ML Runtimes versus Legacy Engines
Runtimes and the Legacy Engine serve the same basic goal: they are container images that contain a complete Linux OS, interpreter(s), and libraries. They are the environment in which your code runs.
There are many runtimes. Currently each runtime contains a single interpreter (for example, Python 3.8, R 4.0, etc.) and a set of UNIX tools including gcc. Each runtime supports a single UI for running code (for example, the Workbench or JupyterLab).
There is one Legacy Engine. The engine is monolithic. It contains the machinery necessary to run sessions using all four engine interpreter options that we currently support (Python 2, Python 3, R, and Scala) and a much larger set of UNIX tools including LaTeX.

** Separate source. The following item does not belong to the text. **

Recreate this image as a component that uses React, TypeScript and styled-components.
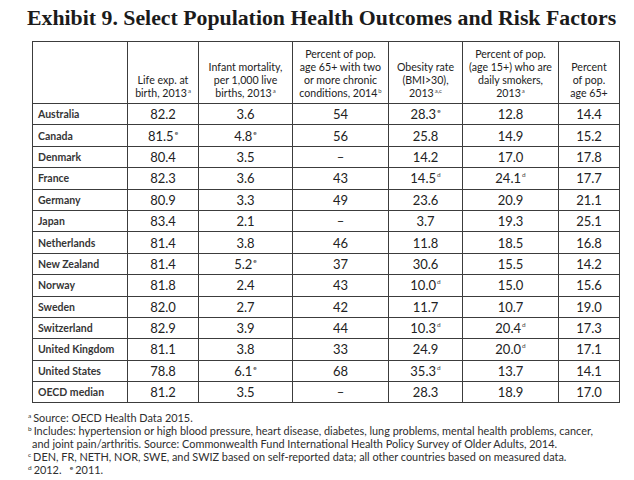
import React from 'react';
import styled, { createGlobalStyle } from 'styled-components';

const Global = createGlobalStyle`
  html, body { margin: 0; padding: 0; background: #fff; }
  body { width: 634px; height: 480px; overflow: hidden; }
`;

const Page = styled.div`
  width: 634px;
  height: 480px;
  box-sizing: border-box;
  padding-top: 5px;
  display: flex;
  flex-direction: column;
`;

const Title = styled.h1`
  margin: 0 0 0 27px;
  font-family: "Liberation Serif", serif;
  font-weight: 700;
  font-size: 21.8px;
  line-height: 26px;
  color: #1b1b1b;
  white-space: nowrap;
`;

const Table = styled.table`
  margin: 10px 0 0 32px;
  width: 587px;
  border-collapse: collapse;
  table-layout: fixed;
  font-family: Lato, "Open Sans", sans-serif;
  color: #222;
`;

const HeadCell = styled.th`
  border: 1px solid #3c3c3c;
  height: 58px;
  padding: 0 2px 3px;
  vertical-align: bottom;
  text-align: center;
  font-weight: 400;
  font-size: 10.6px;
  line-height: 13px;
`;

const Cell = styled.td`
  border: 1px solid #3c3c3c;
  height: 20.4px;
  padding: 0;
  text-align: center;
  vertical-align: middle;
  font-size: 13px;
  line-height: 14px;
`;

const CountryCell = styled(Cell)`
  text-align: left;
  padding-left: 5px;
  font-size: 10.5px;
  font-weight: 700;
  color: #363636;
`;

const Sup = styled.sup<{ $big?: boolean }>`
  font-size: ${(p) => (p.$big ? '6.5px' : '6px')};
  line-height: 0;
  vertical-align: ${(p) => (p.$big ? '6px' : '4px')};
  margin-left: 1px;
  color: #444;
`;

const Notes = styled.div`
  margin: 9px 0 0 28px;
  font-family: Lato, "Open Sans", sans-serif;
  font-size: 10.9px;
  line-height: 12.8px;
  color: #2e2e2e;
`;

const NoteLine = styled.div<{ $indent?: boolean }>`
  height: 12.8px;
  padding-left: ${(p) => (p.$indent ? '4px' : '0')};
  white-space: nowrap;
`;

const NoteSup = styled.sup`
  font-size: 6.5px;
  line-height: 0;
  vertical-align: 4px;
  margin-right: 2px;
`;

type Val = [string, string?];
type Row = { country: string; vals: Val[] };

const rows: Row[] = [
  { country: 'Australia', vals: [['82.2'], ['3.6'], ['54'], ['28.3', 'e'], ['12.8'], ['14.4']] },
  { country: 'Canada', vals: [['81.5', 'e'], ['4.8', 'e'], ['56'], ['25.8'], ['14.9'], ['15.2']] },
  { country: 'Denmark', vals: [['80.4'], ['3.5'], ['–'], ['14.2'], ['17.0'], ['17.8']] },
  { country: 'France', vals: [['82.3'], ['3.6'], ['43'], ['14.5', 'd'], ['24.1', 'd'], ['17.7']] },
  { country: 'Germany', vals: [['80.9'], ['3.3'], ['49'], ['23.6'], ['20.9'], ['21.1']] },
  { country: 'Japan', vals: [['83.4'], ['2.1'], ['–'], ['3.7'], ['19.3'], ['25.1']] },
  { country: 'Netherlands', vals: [['81.4'], ['3.8'], ['46'], ['11.8'], ['18.5'], ['16.8']] },
  { country: 'New Zealand', vals: [['81.4'], ['5.2', 'e'], ['37'], ['30.6'], ['15.5'], ['14.2']] },
  { country: 'Norway', vals: [['81.8'], ['2.4'], ['43'], ['10.0', 'd'], ['15.0'], ['15.6']] },
  { country: 'Sweden', vals: [['82.0'], ['2.7'], ['42'], ['11.7'], ['10.7'], ['19.0']] },
  { country: 'Switzerland', vals: [['82.9'], ['3.9'], ['44'], ['10.3', 'd'], ['20.4', 'd'], ['17.3']] },
  { country: 'United Kingdom', vals: [['81.1'], ['3.8'], ['33'], ['24.9'], ['20.0', 'd'], ['17.1']] },
  { country: 'United States', vals: [['78.8'], ['6.1', 'e'], ['68'], ['35.3', 'd'], ['13.7'], ['14.1']] },
  { country: 'OECD median', vals: [['81.2'], ['3.5'], ['–'], ['28.3'], ['18.9'], ['17.0']] },
];

const widths = [95, 71, 94, 96, 74, 96, 61];

export default function App() {
  return (
    <Page>
      <Global />
      <Title>Exhibit 9. Select Population Health Outcomes and Risk Factors</Title>
      <Table>
        <colgroup>
          {widths.map((w, i) => (
            <col key={i} style={{ width: w }} />
          ))}
        </colgroup>
        <thead>
          <tr>
            <HeadCell />
            <HeadCell>
              Life exp. at<br />birth, 2013<Sup>a</Sup>
            </HeadCell>
            <HeadCell>
              Infant mortality,<br />per 1,000 live<br />births, 2013<Sup>a</Sup>
            </HeadCell>
            <HeadCell>
              Percent of pop.<br />age 65+ with two<br />or more chronic<br />conditions, 2014<Sup>b</Sup>
            </HeadCell>
            <HeadCell>
              Obesity rate<br />(BMI&gt;30),<br />2013<Sup>a,c</Sup>
            </HeadCell>
            <HeadCell>
              Percent of pop.<br />(age 15+) who are<br />daily smokers,<br />2013<Sup>a</Sup>
            </HeadCell>
            <HeadCell>
              Percent<br />of pop.<br />age 65+
            </HeadCell>
          </tr>
        </thead>
        <tbody>
          {rows.map((r) => (
            <tr key={r.country}>
              <CountryCell>{r.country}</CountryCell>
              {r.vals.map(([v, s], i) => (
                <Cell key={i}>
                  {v}
                  {s && <Sup $big>{s}</Sup>}
                </Cell>
              ))}
            </tr>
          ))}
        </tbody>
      </Table>
      <Notes>
        <NoteLine><NoteSup>a</NoteSup>Source: OECD Health Data 2015.</NoteLine>
        <NoteLine>
          <NoteSup>b</NoteSup>Includes: hypertension or high blood pressure, heart disease, diabetes, lung problems, mental health problems, cancer,
        </NoteLine>
        <NoteLine $indent>
          and joint pain/arthritis. Source: Commonwealth Fund International Health Policy Survey of Older Adults, 2014.
        </NoteLine>
        <NoteLine>
          <NoteSup>c</NoteSup>DEN, FR, NETH, NOR, SWE, and SWIZ based on self-reported data; all other countries based on measured data.
        </NoteLine>
        <NoteLine>
          <NoteSup>d</NoteSup>2012.&nbsp;&nbsp;&nbsp;<NoteSup>e</NoteSup>2011.
        </NoteLine>
      </Notes>
    </Page>
  );
}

Runtimes are the future of CML. Their design keeps the images small, which is good for performance, maintenance, and security.
Runtimes will soon exceed the capabilities of the Legacy Engine, but they do not yet cover the full engine feature set. In particular, you cannot deploy a custom runtime, R runtimes do not support Models, there are no Scala runtimes, and runtimes do not support Workers.
Legacy engines are monolithic in the sense that they contain the machinery necessary to run sessions using all four interpreter options that CML currently supports (Python 2, Python 3, R and Scala) and other support utilities (C and Fortran compilers, LaTeX, etc.).